Friggieri discussed this element of Dun Karm’s biography, and artistic programme in his first Maltese-language book on Dun Karm, published in 1989 – following previous publications on the poet he had released in Italian.

“In this book I have sought to simplify some of the basic conclusions reached in my books on Dun Karm in Italian, and to show to what extent he got involved in the political debate prevailing in Malta in the post-war period, a point in time when Malta was getting closer to her major challenges.

“Social, popular, national: within these three categories I have sought to identify the various standpoints from which he observed, judged and addressed Malta. Never sensational, always gentle and calm, as true art in general demands (a very old lesson imparted by the ancient masters, especially the Greeks).”

The talk also delved into the revealing formal make-up of the ‘Innu’. In his discussion of the poem’s stylistic devices, Biblical references and rhythmic patterns, the talk showed how the poem achieves two aims: (first stanza) evoking a son’s relation with his father (‘Mulej’) and his mother (‘omm’); (second stanza) defining Maltese society in democratic terms, namely government (‘min jahkimha), employer-employees relationship: (‘sid’, ‘haddiem’), the people (‘Maltin’).

Friggieri claimed that the ‘Innu’, “gives poetic shape to the Maltese people’s urge to maintain democracy”.

“The first stanza defines a family in terms of a son’s dependence on parents, and the second one enlarges the concept of a family to embrace a whole ethnic group.”

Friggieri was keen to dispel the notion that the poem may be somewhat dated now, insisting that it remains relevant to contemporary Malta. Asked to comment on the somewhat fraught use of the term ‘hakkiem’ in the poem, Friggieri insisted that, contrary to what some may think, the word carries no explicit colonial connotations.

“The verb ‘hakem’, from which ‘jahkimha’ is derived, occupies a wide semantic range which includes the notion of administering, governing, leading, ruling. It has no colonial connotation at all,” Friggieri said, highlighting the fact that “Dun Karm is Malta’s most eminent voice of Maltese statehood – the awareness of being on the road towards Independence permeates his works, even the ones written in Italian.

Friggieri added that the use of the verb in this context precedes Dun Karm by many years, and that it can be found in poetry published prior to December 1922, when the anthem was first performed.

He also claims that basic terms in the local political phraseology can be traced back to Dun Karm.

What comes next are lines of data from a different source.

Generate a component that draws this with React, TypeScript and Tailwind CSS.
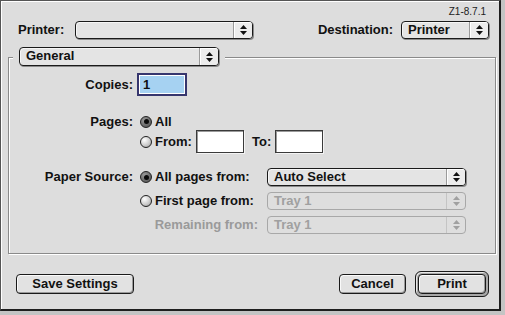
import React from 'react';

const font = { fontFamily: '"Liberation Sans", Arial, sans-serif' };

function Arrows({ disabled }: { disabled?: boolean }) {
  const c = disabled ? '#a0a0a0' : '#111';
  return (
    <svg width="7" height="10" viewBox="0 0 7 10">
      <path d="M3.5 0 L7 4 L0 4 Z" fill={c} />
      <path d="M0 6 L7 6 L3.5 10 Z" fill={c} />
    </svg>
  );
}

function Popup({
  label,
  className,
  disabled,
  tall,
}: {
  label?: string;
  className: string;
  disabled?: boolean;
  tall?: boolean;
}) {
  return (
    <div
      className={`${className} ${tall ? 'h-[19px]' : 'h-[18px]'} flex rounded-[4px] border ${
        disabled
          ? 'border-[#a8a8a8] text-[#a0a0a0] bg-[#dedede]'
          : 'border-[#1a1a1a] text-[#111] bg-[#e4e4e4] shadow-[1px_1px_0_#8a8a8a,inset_1px_1px_0_#f6f6f6]'
      }`}
    >
      <div className="flex-1 pl-[6px] text-[13px] font-bold leading-[16px] whitespace-nowrap overflow-hidden">
        {label}
      </div>
      <div
        className={`w-[19px] flex items-center justify-center border-l ${
          disabled ? 'border-[#c4c4c4]' : 'border-[#9a9a9a] bg-[#ececec] shadow-[inset_1px_1px_0_#fff]'
        } rounded-r-[3px]`}
      >
        <Arrows disabled={disabled} />
      </div>
    </div>
  );
}

function Radio({ checked }: { checked?: boolean }) {
  return (
    <div
      className={`w-[12px] h-[12px] rounded-full border border-[#222] flex items-center justify-center ${
        checked
          ? 'bg-[radial-gradient(circle_at_35%_30%,#9a9a9a,#4a4a4a)]'
          : 'bg-[radial-gradient(circle_at_35%_30%,#ffffff,#c8c8c8_60%,#8c8c8c)]'
      }`}
    >
      {checked && <div className="w-[5px] h-[5px] rounded-full bg-[#0a0a0a]" />}
    </div>
  );
}

function Field({ className }: { className: string }) {
  return (
    <div
      className={`${className} h-[23px] bg-white border border-[#3a3a3a] shadow-[inset_1px_1px_0_#9a9a9a,1px_1px_0_#f4f4f4]`}
    />
  );
}

function Button({ label, className }: { label: string; className: string }) {
  return (
    <div
      className={`${className} h-[20px] rounded-[4px] border border-[#1a1a1a] bg-[#e2e2e2] shadow-[inset_1px_1px_0_#fafafa,inset_-1px_-1px_0_#9a9a9a] flex items-center justify-center text-[13px] font-bold text-[#111]`}
    >
      {label}
    </div>
  );
}

export default function App() {
  return (
    <div className="w-[505px] h-[315px] bg-[#c4c4c4]" style={font}>
      <div className="w-[501px] h-[311px] bg-[#dddddd] border-l border-t border-r-2 border-b-2 border-l-[#555] border-t-[#555] border-r-[#1e1e1e] border-b-[#1e1e1e] shadow-[inset_1px_1px_0_#fff] flex flex-col text-[#111]">
        {/* version tag */}
        <div className="h-[19px] flex justify-end pt-[5px] pr-[13px] text-[10px] leading-[12px] text-[#222]">
          Z1-8.7.1
        </div>

        {/* printer / destination */}
        <div className="mt-[1px] h-[19px] flex items-start pl-[17px] pr-[10px]">
          <div className="w-[57px] text-[13px] font-bold leading-[18px]">Printer:</div>
          <Popup className="w-[178px]" />
          <div className="flex-1" />
          <div className="text-[13px] font-bold leading-[18px]">Destination:</div>
          <Popup label="Printer" className="ml-[8px] w-[88px]" />
        </div>

        {/* panel selector */}
        <div className="mt-[7px] ml-[12px] flex relative z-10">
          <div className="px-[6px] bg-[#dddddd]">
            <Popup label="General" className="w-[200px]" tall />
          </div>
        </div>

        {/* group box */}
        <div className="-mt-[9px] ml-[7px] mr-[3px] h-[197px] border border-[#8a8a8a] shadow-[1px_1px_0_#fff,inset_1px_1px_0_#fff] flex flex-col">
          <div className="mt-[15px] flex items-center h-[23px]">
            <div className="w-[124px] text-right text-[13px] font-bold">Copies:</div>
            <div className="ml-[4px] w-[50px] h-[23px] border-2 border-[#36366e] bg-white p-[1px]">
              <div className="w-full h-full bg-[#a6d2f2] text-[13px] font-bold leading-[17px] pl-[3px]">1</div>
            </div>
          </div>

          <div className="mt-[17px] flex items-center h-[17px]">
            <div className="w-[124px] text-right text-[13px] font-bold">Pages:</div>
            <div className="ml-[7px]">
              <Radio checked />
            </div>
            <div className="ml-[3px] text-[13px] font-bold">All</div>
          </div>
          <div className="flex items-center h-[23px]">
            <div className="w-[124px]" />
            <div className="ml-[7px]">
              <Radio />
            </div>
            <div className="ml-[3px] w-[41px] text-[13px] font-bold">From:</div>
            <Field className="w-[48px]" />
            <div className="ml-[8px] w-[23px] text-[13px] font-bold">To:</div>
            <Field className="w-[48px]" />
          </div>

          <div className="mt-[15px] flex flex-col gap-[6px]">
            <div className="flex items-center h-[18px]">
              <div className="w-[124px] text-right text-[13px] font-bold">Paper Source:</div>
              <div className="ml-[7px] w-[127px] flex items-center">
                <Radio checked />
                <div className="ml-[3px] text-[13px] font-bold">All pages from:</div>
              </div>
              <Popup label="Auto Select" className="w-[199px]" />
            </div>
            <div className="flex items-center h-[18px]">
              <div className="w-[124px]" />
              <div className="ml-[7px] w-[127px] flex items-center">
                <Radio />
                <div className="ml-[3px] text-[13px] font-bold">First page from:</div>
              </div>
              <Popup label="Tray 1" className="w-[199px]" disabled />
            </div>
            <div className="flex items-center h-[18px]">
              <div className="w-[124px]" />
              <div className="ml-[7px] w-[127px] pr-[9px] text-right text-[13px] font-bold text-[#9a9a9a]">
                Remaining from:
              </div>
              <Popup label="Tray 1" className="w-[199px]" disabled />
            </div>
          </div>
        </div>

        {/* buttons */}
        <div className="mt-[17px] h-[26px] flex items-center pl-[15px] pr-[10px]">
          <Button label="Save Settings" className="w-[118px]" />
          <div className="flex-1" />
          <Button label="Cancel" className="w-[67px]" />
          <div className="ml-[9px] w-[74px] h-[26px] rounded-[6px] border border-[#1a1a1a] bg-[#a8a8a8] shadow-[inset_1px_1px_0_#e8e8e8] p-[2px]">
            <Button label="Print" className="w-full" />
          </div>
        </div>
      </div>
    </div>
  );
}
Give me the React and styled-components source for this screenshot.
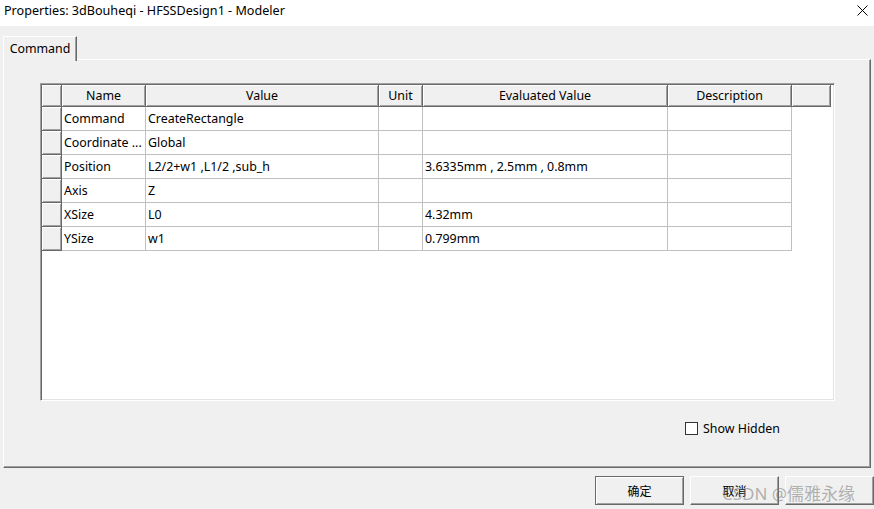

Some of these terms occurred frequently in 19th century poetry, and have survived largely thanks to Dun Karm. These include words like ‘gensna’, ‘art helwa’, ‘ommna Malta’, ‘Malta tagħna’, ‘lkoll’, ‘flimkien’, ‘ahna’.

But despite and historical or political considerations, Friggieri is keen to emphasise that the ‘Innu’ survives as a result of its universal qualities, as delivered through clear language that can be understood by all.

“The ‘Innu Malti’ is typical of Dun Karm’s major talent: unifying profundity and simplicity. Simplicity to me is a point of arrival, and not of departure. It is acquired through practice and the attainment of a higher sense of how loaded all words are,” Friggieri said.

“The universality of the ‘Innu’ can be found in the way it expressed the concerns of a whole country, the basic needs of a community which far transcend time and change. Poetry itself is attained when universality it attained, and when the limitations of time and place are superseded.”

Citing Oscar Wilde’s claim that “the only decent form of autobiography is criticism”, Friggieri finds direct parallels between his work on Dun Karm and his own poetry – a direct link to a literary forebear that manifests itself in his own work. 

“I once decided to produce a densely annotated edition of Dun Karm’s major work, ‘Il-Jien u Lilhinn Minnu’, a poem of more that five hundred lines which encapsulates mankind’s major concerns regarding the meaning of life, suffering and death.

“When I finished working on the annotated edition of this poem, I myself embarked on writing a long poem ‘Il-Bikja tal-Masġar’ (The Cry of the Woods), in which I somehow moved on from where the poet had stopped,” Friggieri said.